ビタミンとミネラル: 亜麻の実は天然のビタミンや多くのミネラルを含んでいる。 メガ・オメガは更にその利点を強めるためにその他の栄養素で強化してある。 クローム、セレン、亜鉛、とビタミンB6とが、オメガ3脂肪酸が吸収されるために添加されていることも重要である。 亜鉛とビタミンB6がなければオメガ3脂肪酸は用いられない。 

可溶解性線維: 可溶性線維は消化された材料の腸内通過時間を改善する。 可溶性線維はコレステロールを下げるのに極めて効果的である。

非溶解性線維: 粗質食料roughageとして知られる。 毒素や胆汁内のコレステロール(註6)を吸着して排泄する。 便の量を増し、軟らかくして通じを規則正しくする。 痔や、便秘による大腸内圧亢進の結果生じる大腸憩室を軽減する。

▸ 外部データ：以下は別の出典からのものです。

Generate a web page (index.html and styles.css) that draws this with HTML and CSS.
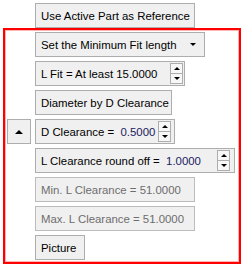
FILE: index.html
```html
<!DOCTYPE html>
<html>

<head lang="en">
    <meta charset="UTF-8">
    <title>Fit Options</title>
    <link rel="stylesheet" href="styles.css">
</head>

<body>
    <div class="top">
        <div class="btn w-ref">Use Active Part as Reference</div>
    </div>
    <div class="frame">
        <div class="btn w-set main">Set the Minimum Fit length<span class="drop"></span></div>
        <div class="btn w-lfit main">
            <span>L Fit = At least 15.0000</span>
            <span class="spin"><span class="spin-up"></span><span class="spin-down"></span></span>
        </div>
        <div class="btn w-dia main">Diameter by D Clearance</div>
        <div class="btn side"><span class="arrow-up"></span></div>
        <div class="btn w-dcl main">
            <span>D Clearance =&nbsp; <span class="val">0.5000</span></span>
            <span class="spin"><span class="spin-up"></span><span class="spin-down"></span></span>
        </div>
        <div class="btn w-lcl main">
            <span>L Clearance round off =&nbsp; <span class="val">1.0000</span></span>
            <span class="spin"><span class="spin-up"></span><span class="spin-down"></span></span>
        </div>
        <div class="btn w-min main disabled">Min. L Clearance = 51.0000</div>
        <div class="btn w-min main disabled">Max. L Clearance = 51.0000</div>
        <div class="btn w-pic main">Picture</div>
    </div>
</body>

</html>
```

FILE: styles.css
```css
body {
    margin: 0;
    background-color: #ffffff;
    font-family: "Liberation Sans", Arial, sans-serif;
    font-size: 11.4px;
    color: #000000;
}

.top {
    padding: 3px 0 0 35px;
}

.btn {
    box-sizing: border-box;
    height: 25px;
    display: flex;
    align-items: center;
    padding: 0 5px;
    background-color: #f0f0f0;
    border: 1px solid #adadad;
    white-space: nowrap;
}

.frame {
    margin: 0 3px;
    height: 236px;
    box-sizing: border-box;
    border: 2px solid #ff0000;
    box-shadow: inset 0 0 0 1px #ffb3b3;
    padding: 2px 0 0 2px;
    display: grid;
    grid-template-columns: 24px auto;
    column-gap: 4px;
    row-gap: 4px;
    align-content: start;
    justify-items: start;
}

.main {
    grid-column: 2;
}

.side {
    grid-column: 1;
    width: 24px;
    justify-content: center;
    padding: 0;
}

.arrow-up {
    width: 0;
    height: 0;
    border-left: 4px solid transparent;
    border-right: 4px solid transparent;
    border-bottom: 4px solid #000000;
}

.w-ref {
    width: 160px;
}

.w-set {
    width: 170px;
}

.w-lfit {
    width: 150px;
    padding-right: 1px;
}

.w-dia {
    width: 137px;
}

.w-dcl {
    width: 140px;
    padding-right: 3px;
}

.w-lcl {
    width: 200px;
    padding-right: 4px;
}

.w-min {
    width: 160px;
}

.w-pic {
    width: 50px;
}

.disabled {
    color: #6d6d6d;
    border-color: #bcbcbc;
}

.val {
    color: #1a2060;
}

.drop {
    margin-left: auto;
    margin-right: 3px;
    width: 0;
    height: 0;
    border-left: 3px solid transparent;
    border-right: 3px solid transparent;
    border-top: 3px solid #000000;
}

.spin {
    margin-left: auto;
    box-sizing: border-box;
    width: 13px;
    height: 21px;
    border: 1px solid #adadad;
    background-color: #f7f7f7;
    display: flex;
    flex-direction: column;
}

.spin-up,
.spin-down {
    flex: 1;
    display: flex;
    align-items: center;
    justify-content: center;
}

.spin-up {
    border-bottom: 1px solid #adadad;
}

.spin-up:before {
    content: '';
    border-left: 3px solid transparent;
    border-right: 3px solid transparent;
    border-bottom: 3px solid #000000;
}

.spin-down:before {
    content: '';
    border-left: 3px solid transparent;
    border-right: 3px solid transparent;
    border-top: 3px solid #000000;
}
```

リグナン: メガ・オメガは、天然に存在するリグナンの最も豊富な亜麻の実を含んでいる。 亜麻の実には他の穀物のどれよりも100倍ものリグナンがある。 これらの植物性リグナンは抗菌性、抗黴(かび)性、抗ウイルス性、抗腫瘍性を発揮する。

FDA (アメリカ食品・医薬品局Food and Drug Administration) はある種のリグナンが極めて強力な抗酸化物質であり、それが亜麻の実に1000ppm以上の濃度で存在することを発見している。

メガ・オメガは将来性のある素晴らしい製品であり、今日すべての人々が入手してその恩恵を受けることが出来る。



註1:原文ではsub−cellular membranesと書いてあるが、最新版のDoralnd’s Illustrated Medical Dictionaryでもこの表現はない。 小器官organelles ( mitochondrion, granular endoplasmic reticulum, Golgi complexなど)の膜を意味するであろう。
註2:シナプス: 神経細胞から出る神経線維の終末が他の神経細胞と接触する部分。 これを通して神経の興奮が伝達される。
註3:脳液brain fluidと書いてあるが、医学では脳脊髄液cerebrospinal fluidと呼んでいる。
註4:triglycerideと書いてある。
註5:粘性stickinessと書いてある。
註6:女性ホルモンの一つ、エストロゲンも線維に吸着されて便中に排泄されるが、線維が少ないと血中に再吸収(腸肝循環)されて高濃度が持続する。 その様にして線維は乳癌の予防に役立つ。